▶ Information supplied:

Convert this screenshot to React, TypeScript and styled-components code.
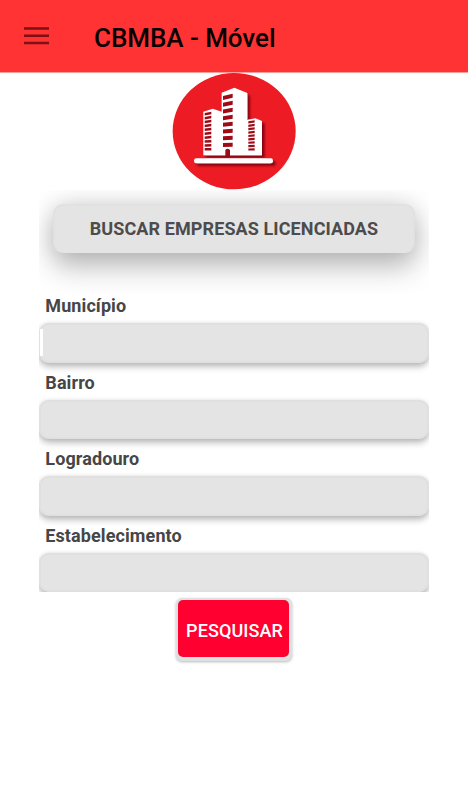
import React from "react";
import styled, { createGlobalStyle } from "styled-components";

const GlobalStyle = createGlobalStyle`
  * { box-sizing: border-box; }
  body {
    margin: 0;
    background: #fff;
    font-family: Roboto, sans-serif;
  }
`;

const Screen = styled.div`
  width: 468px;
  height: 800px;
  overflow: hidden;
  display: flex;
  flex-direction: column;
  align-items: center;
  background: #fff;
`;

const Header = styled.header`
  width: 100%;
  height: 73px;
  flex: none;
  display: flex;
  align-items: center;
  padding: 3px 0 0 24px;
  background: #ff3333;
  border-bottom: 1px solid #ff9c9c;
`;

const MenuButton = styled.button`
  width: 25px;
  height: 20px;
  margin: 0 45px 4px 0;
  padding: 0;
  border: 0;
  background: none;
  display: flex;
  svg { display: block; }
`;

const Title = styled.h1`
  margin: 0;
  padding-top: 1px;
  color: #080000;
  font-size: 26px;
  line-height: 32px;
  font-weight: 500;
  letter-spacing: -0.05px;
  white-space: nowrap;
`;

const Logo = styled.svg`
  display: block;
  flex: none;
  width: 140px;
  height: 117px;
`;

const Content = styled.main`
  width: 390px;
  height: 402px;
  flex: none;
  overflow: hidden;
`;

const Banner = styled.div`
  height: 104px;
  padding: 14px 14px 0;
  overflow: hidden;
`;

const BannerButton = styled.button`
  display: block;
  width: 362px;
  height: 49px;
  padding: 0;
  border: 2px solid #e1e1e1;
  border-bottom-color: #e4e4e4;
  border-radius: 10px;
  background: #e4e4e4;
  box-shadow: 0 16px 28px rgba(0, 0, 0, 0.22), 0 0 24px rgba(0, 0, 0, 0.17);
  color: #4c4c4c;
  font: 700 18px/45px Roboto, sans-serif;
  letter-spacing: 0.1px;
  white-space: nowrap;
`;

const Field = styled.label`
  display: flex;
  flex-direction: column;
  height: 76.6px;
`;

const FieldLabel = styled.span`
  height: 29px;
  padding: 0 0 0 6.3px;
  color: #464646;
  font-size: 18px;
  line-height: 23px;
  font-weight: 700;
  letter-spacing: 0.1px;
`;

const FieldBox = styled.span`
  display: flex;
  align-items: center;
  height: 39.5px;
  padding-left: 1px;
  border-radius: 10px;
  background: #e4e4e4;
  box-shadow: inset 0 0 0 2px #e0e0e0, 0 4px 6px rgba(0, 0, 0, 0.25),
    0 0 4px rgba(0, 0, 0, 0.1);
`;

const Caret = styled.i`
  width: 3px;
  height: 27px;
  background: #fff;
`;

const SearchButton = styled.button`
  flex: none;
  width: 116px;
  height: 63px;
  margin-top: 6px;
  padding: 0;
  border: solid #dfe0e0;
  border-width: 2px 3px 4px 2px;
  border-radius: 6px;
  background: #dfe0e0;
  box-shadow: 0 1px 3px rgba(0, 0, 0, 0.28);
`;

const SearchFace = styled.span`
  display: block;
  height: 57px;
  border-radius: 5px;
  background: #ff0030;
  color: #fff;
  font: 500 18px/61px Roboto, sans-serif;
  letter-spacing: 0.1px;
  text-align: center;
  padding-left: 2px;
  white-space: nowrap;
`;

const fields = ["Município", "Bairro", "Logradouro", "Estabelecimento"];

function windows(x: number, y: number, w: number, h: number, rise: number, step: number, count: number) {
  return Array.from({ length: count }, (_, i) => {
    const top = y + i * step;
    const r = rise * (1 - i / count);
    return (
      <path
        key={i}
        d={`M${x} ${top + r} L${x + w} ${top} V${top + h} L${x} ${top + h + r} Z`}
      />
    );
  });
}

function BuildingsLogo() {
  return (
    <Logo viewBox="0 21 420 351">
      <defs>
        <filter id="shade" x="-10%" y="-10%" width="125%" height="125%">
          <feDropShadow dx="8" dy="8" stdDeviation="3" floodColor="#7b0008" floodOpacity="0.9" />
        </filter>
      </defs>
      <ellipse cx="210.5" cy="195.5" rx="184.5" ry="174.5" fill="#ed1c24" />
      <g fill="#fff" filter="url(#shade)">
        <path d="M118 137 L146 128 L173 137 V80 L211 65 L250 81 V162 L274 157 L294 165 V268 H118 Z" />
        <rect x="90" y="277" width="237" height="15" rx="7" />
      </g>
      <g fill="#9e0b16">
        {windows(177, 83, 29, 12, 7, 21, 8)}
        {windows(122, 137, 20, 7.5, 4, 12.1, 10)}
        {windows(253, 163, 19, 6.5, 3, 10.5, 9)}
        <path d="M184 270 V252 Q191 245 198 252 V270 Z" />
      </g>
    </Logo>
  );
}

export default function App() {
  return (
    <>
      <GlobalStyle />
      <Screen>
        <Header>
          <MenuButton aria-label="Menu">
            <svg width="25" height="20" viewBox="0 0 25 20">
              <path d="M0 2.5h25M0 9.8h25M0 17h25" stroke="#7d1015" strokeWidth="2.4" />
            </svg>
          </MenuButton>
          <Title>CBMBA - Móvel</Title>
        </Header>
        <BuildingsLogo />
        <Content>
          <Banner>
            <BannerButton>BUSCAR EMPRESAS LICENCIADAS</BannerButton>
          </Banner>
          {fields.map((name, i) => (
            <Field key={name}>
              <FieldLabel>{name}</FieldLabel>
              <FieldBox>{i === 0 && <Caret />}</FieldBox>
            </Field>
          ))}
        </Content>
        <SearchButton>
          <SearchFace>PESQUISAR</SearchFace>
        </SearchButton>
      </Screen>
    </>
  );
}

▶ Instructions to follow:
Copy each line of the listing that holds the word "React".

▶ Answer to this task:
Convert this screenshot to React, TypeScript and styled-components code.
import React from "react";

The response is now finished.